Kimberly Juanita Brown, The Repeating Body, Slavery's Visual Resonance in the Contemporary, Duke University Press (2015)
BOOK | Haunted by representations of black women that resist the reality of the body's vulnerability, Kimberly Juanita Brown traces slavery's afterlife in black women's literary and visual cultural productions. Brown draws on black feminist theory, visual culture studies, literary criticism, and critical race theory to explore contemporary visual and literary representations of black women's bodies that embrace and foreground the body's vulnerability and slavery's inherent violence. She shows how writers such as Gayl Jones, Toni Morrison, Audre Lorde, and Jamaica Kincaid, along with visual artists Carrie Mae Weems and María Magdalena Campos-Pons, highlight the scarred and broken bodies of black women by repeating, passing down, and making visible the residues of slavery's existence and cruelty. Their work not only provides a corrective to those who refuse to acknowledge that vulnerability, but empowers black women to create their own subjectivities. In The Repeating Body, Brown returns black women to the center of discourses of slavery, thereby providing the means with which to more fully understand slavery's history and its penetrating reach into modern American life.

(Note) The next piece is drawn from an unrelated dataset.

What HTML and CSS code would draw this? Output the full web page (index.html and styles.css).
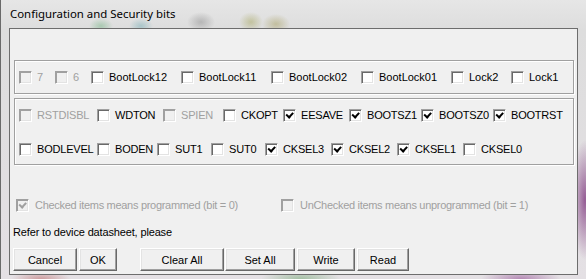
FILE: index.html
```html
<!DOCTYPE html>
<html lang="en">
<head>
    <meta charset="UTF-8">
    <title>Configuration and Security bits</title>
    <link rel="stylesheet" href="styles.css">
</head>
<body>

    <div class="window">
        <div class="titlebar">Configuration and Security bits</div>

        <div class="client">
            <!-- Lock bits -->
            <div class="group group-lock">
                <div class="row">
                    <label class="bit w36 dim"><span class="box"></span>7</label>
                    <label class="bit w36 dim"><span class="box"></span>6</label>
                    <label class="bit w90"><span class="box"></span>BootLock12</label>
                    <label class="bit w90"><span class="box"></span>BootLock11</label>
                    <label class="bit w90"><span class="box"></span>BootLock02</label>
                    <label class="bit w90"><span class="box"></span>BootLock01</label>
                    <label class="bit w60"><span class="box"></span>Lock2</label>
                    <label class="bit w60"><span class="box"></span>Lock1</label>
                </div>
            </div>

            <!-- Fuse bits -->
            <div class="group group-fuse">
                <div class="row fuse">
                    <label class="bit w78 dim"><span class="box"></span>RSTDISBL</label>
                    <label class="bit w66"><span class="box"></span>WDTON</label>
                    <label class="bit w60 dim"><span class="box"></span>SPIEN</label>
                    <label class="bit w60"><span class="box"></span>CKOPT</label>
                    <label class="bit w66"><span class="box on"></span>EESAVE</label>
                    <label class="bit w72"><span class="box on"></span>BOOTSZ1</label>
                    <label class="bit w72"><span class="box on"></span>BOOTSZ0</label>
                    <label class="bit w72"><span class="box on"></span>BOOTRST</label>
                </div>
                <div class="row fuse">
                    <label class="bit w78"><span class="box"></span>BODLEVEL</label>
                    <label class="bit w60"><span class="box"></span>BODEN</label>
                    <label class="bit w54"><span class="box"></span>SUT1</label>
                    <label class="bit w54"><span class="box"></span>SUT0</label>
                    <label class="bit w66"><span class="box on"></span>CKSEL3</label>
                    <label class="bit w66"><span class="box on"></span>CKSEL2</label>
                    <label class="bit w66"><span class="box on"></span>CKSEL1</label>
                    <label class="bit w66"><span class="box"></span>CKSEL0</label>
                </div>
            </div>

            <div class="row legend">
                <label class="bit w265 dim"><span class="box on"></span>Checked items means programmed (bit = 0)</label>
                <label class="bit dim"><span class="box"></span>UnChecked items means unprogrammed (bit = 1)</label>
            </div>

            <p class="note">Refer to device datasheet, please</p>

            <div class="buttons">
                <button class="btn btn-cancel">Cancel</button>
                <button class="btn btn-ok">OK</button>
                <button class="btn btn-clear">Clear All</button>
                <button class="btn btn-set">Set All</button>
                <button class="btn btn-write">Write</button>
                <button class="btn btn-read">Read</button>
            </div>
        </div>
    </div>

</body>
</html>
```

FILE: styles.css
```css
body {
    margin: 0;
    width: 586px;
    height: 279px;
    overflow: hidden;
    font-family: "Liberation Sans", Arial, sans-serif;
    font-size: 11px;
    color: #000;
    background-color: #d9d9d9;
}
.window {
    height: 279px;
    box-sizing: border-box;
    padding: 0 8px 0 8px;
    border-left: 1px solid #6a6a6a;
    background:
        radial-gradient(ellipse 14px 60px at 584px 200px, rgba(130, 60, 130, 0.8), transparent),
        radial-gradient(ellipse 40px 10px at 300px 279px, rgba(120, 170, 120, 0.6), transparent),
        radial-gradient(ellipse 30px 8px at 40px 279px, rgba(190, 110, 110, 0.6), transparent),
        radial-gradient(ellipse 40px 10px at 520px 279px, rgba(160, 100, 160, 0.7), transparent),
        radial-gradient(ellipse 12px 8px at 100px 26px, rgba(90, 170, 110, 0.4), transparent),
        radial-gradient(ellipse 12px 8px at 140px 26px, rgba(90, 160, 170, 0.4), transparent),
        radial-gradient(ellipse 14px 10px at 200px 22px, rgba(120, 120, 120, 0.4), transparent),
        radial-gradient(ellipse 12px 10px at 250px 22px, rgba(150, 150, 60, 0.4), transparent),
        radial-gradient(ellipse 14px 10px at 275px 24px, rgba(150, 140, 60, 0.4), transparent),
        linear-gradient(to bottom, #e6e6e6, #dddddd 30px, #e4e0e4);
}
.titlebar {
    height: 28px;
    line-height: 28px;
    padding-left: 1px;
    font-family: "Noto Sans", "Open Sans", sans-serif;
    font-size: 11.4px;
    color: #000;
}
.client {
    height: 247px;
    box-sizing: border-box;
    border: 1px solid #6d6d6d;
    background-color: #f0f0f0;
    padding: 31px 3px 0 3px;
}

/* etched group frames */
.group {
    margin-left: 1px;
    box-sizing: border-box;
    border: 1px solid #a0a0a0;
    box-shadow: inset 1px 1px #fff, 1px 1px #fff;
    padding: 10px 0 0 4px;
}
.group-lock {
    height: 34px;
}
.group-fuse {
    height: 67px;
    margin-top: 4px;
    display: flex;
    flex-direction: column;
    gap: 21px;
}

.row {
    display: flex;
    align-items: center;
    height: 13px;
}
.bit {
    display: flex;
    align-items: center;
    gap: 5px;
    flex: none;
    white-space: nowrap;
    line-height: 13px;
}
.fuse .bit {
    letter-spacing: -0.2px;
}
.dim {
    color: #a0a0a0;
}
.w36 { width: 36px; }
.w54 { width: 54px; }
.w60 { width: 60px; }
.w66 { width: 66px; }
.w72 { width: 72px; }
.w78 { width: 78px; }
.w90 { width: 90px; }
.w265 { width: 265px; }

.box {
    position: relative;
    width: 13px;
    height: 13px;
    box-sizing: border-box;
    flex: none;
    border: 1px solid;
    border-color: #a0a0a0 #fff #fff #a0a0a0;
    box-shadow: inset 1px 1px #696969, inset -1px -1px #e3e3e3;
    background-color: #fff;
}
.dim .box {
    background-color: #f0f0f0;
    box-shadow: inset 1px 1px #a0a0a0, inset -1px -1px #e3e3e3;
}
.box.on::after {
    content: "";
    position: absolute;
    left: 2px;
    top: 1.5px;
    width: 5px;
    height: 2.5px;
    border-left: 2px solid #000;
    border-bottom: 2px solid #000;
    transform: rotate(-48deg);
}
.dim .box.on::after {
    border-color: #a0a0a0;
}

.legend {
    margin-top: 34px;
    padding-left: 3px;
    letter-spacing: -0.3px;
}
.legend .bit {
    gap: 6px;
}
.note {
    margin: 13px 0 0 0;
    line-height: 14px;
    letter-spacing: -0.15px;
}

.buttons {
    display: flex;
    margin-top: 9px;
}
.btn {
    height: 23px;
    padding: 0;
    box-sizing: border-box;
    font-family: "Liberation Sans", Arial, sans-serif;
    font-size: 11px;
    color: #000;
    background-color: #f0f0f0;
    border: 1px solid;
    border-color: #fff #696969 #696969 #fff;
    box-shadow: inset -1px -1px #a0a0a0, inset 1px 1px #e3e3e3;
}
.btn-cancel { width: 64px; }
.btn-ok { width: 38px; margin-left: 2px; }
.btn-clear { width: 84px; margin-left: 23px; }
.btn-set { width: 70px; margin-left: 1px; }
.btn-write { width: 58px; margin-left: 2px; }
.btn-read { width: 52px; margin-left: 2px; }
```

BIO | Kimberly Juanita Brown (Associate Professor / Dartmouth) My research and teaching gather at the intersection of African American/African diaspora literature and visual culture studies. In particular, I am interested in the relationship between visuality and black subjectivity. My first book, The Repeating Body: Slavery's Visual Resonance in the Contemporary (Duke University Press, 2015) examines slavery's profound ocular construction and the presence and absence of seeing in relation to the plantation space. I am currently at work on my second book, tentatively titled "Mortevivum: Photography and the Politics of the Visual." This project examines images of the dead in the New York Times in 1994 from four overlapping geographies: South Africa, Rwanda, Sudan and Haiti. "Mortevivum" explores the relationship between photography and histories of antiblackness on the cusp of the twenty-first century.